📊

Understanding Two-Variable Data Analysis

May 6, 2025

Notes: Unit 2 - Exploring Two-Variable Data

Two Categorical Variables

  • Qualitative data: Often involves two categorical variables which may or may not be dependent.
  • Two-way Table/Contingency Table: Used to display such data.

Example 2.1: The Cuteness Factor

  • Study with 250 volunteers observing different categories (baby animals, adult animals, tasty foods).
  • Row Variable: Pictures viewed.
  • Column Variable: Level of focus.
  • Table Total: Sum of all cell values.
  • Marginal Frequencies: Totals for each row and column, used to form proportions/percentages.

Two Quantitative Variables

  • Bivariate Quantitative Data Sets: Concerned with relationships between two numerical variables.
  • Scatterplot: Provides visual representation of the potential relationship.
  • Correlation Coefficient: Measures strength of linear relationship.

Example 2.2: Comic Books

  • Scatterplot comparing speed and strength of comic characters.
  • Positive Association: Larger values of one variable correlate with larger values of another.
  • Negative Association: Larger values of one correlate with smaller values of another.

Correlation

  • Only measures linear relationships.
  • Designated by r: Formula uses means and standard deviations.
  • Unit-Free: Unaffected by switching x and y.
  • Range: -1 to +1.
  • Coefficient of Determination (r^2): Ratio of variance in predicted values to observed values.

Example 2.3: Football Statistics

  • Correlation between Total Points and Yards Gained: r = 0.84, r² = 0.7056.

Least Squares Regression

  • Best-fitting Line: Minimizes the sum of squares of vertical differences between observed and predicted values.
  • Passes through means of X and Y.

Example 2.4: Teen Survey

  • Regression for relationship between number of friends and evening Facebook checks.
  • Slope interpretation: Each friend leads to 0.5492 more checks.

Residuals

  • Difference: Between observed and predicted values.
  • Positive Residual: Model underestimated.
  • Negative Residual: Model overestimated.

Outliers, Influential Points, Leverage

  • Outliers: Points with large discrepancies from the pattern.
  • Influential Scores: Removal changes regression line significantly.
  • High Leverage: x-values far from the mean.
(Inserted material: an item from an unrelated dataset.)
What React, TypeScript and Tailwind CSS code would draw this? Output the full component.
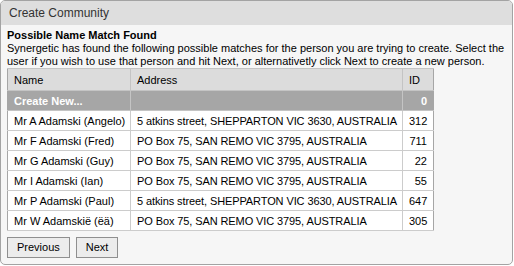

Example 2.5: GPA vs. TV Time

  • Identification of outliers based on regression context.

More on Regression

  • Implications of the regression equation in terms of correlation.

Example 2.8 & 2.9

  • Calculations using attendance and popcorn sales data for predictions.

Transformations to Achieve Linearity

  • Transformation: Logarithmic transformations can reveal linear relationships.

Example 2.10

  • Population data suggests a linear model, but nonlinear might be stronger.

This summary captures key concepts and examples from Unit 2, providing a comprehensive guide to understanding two-variable data analysis.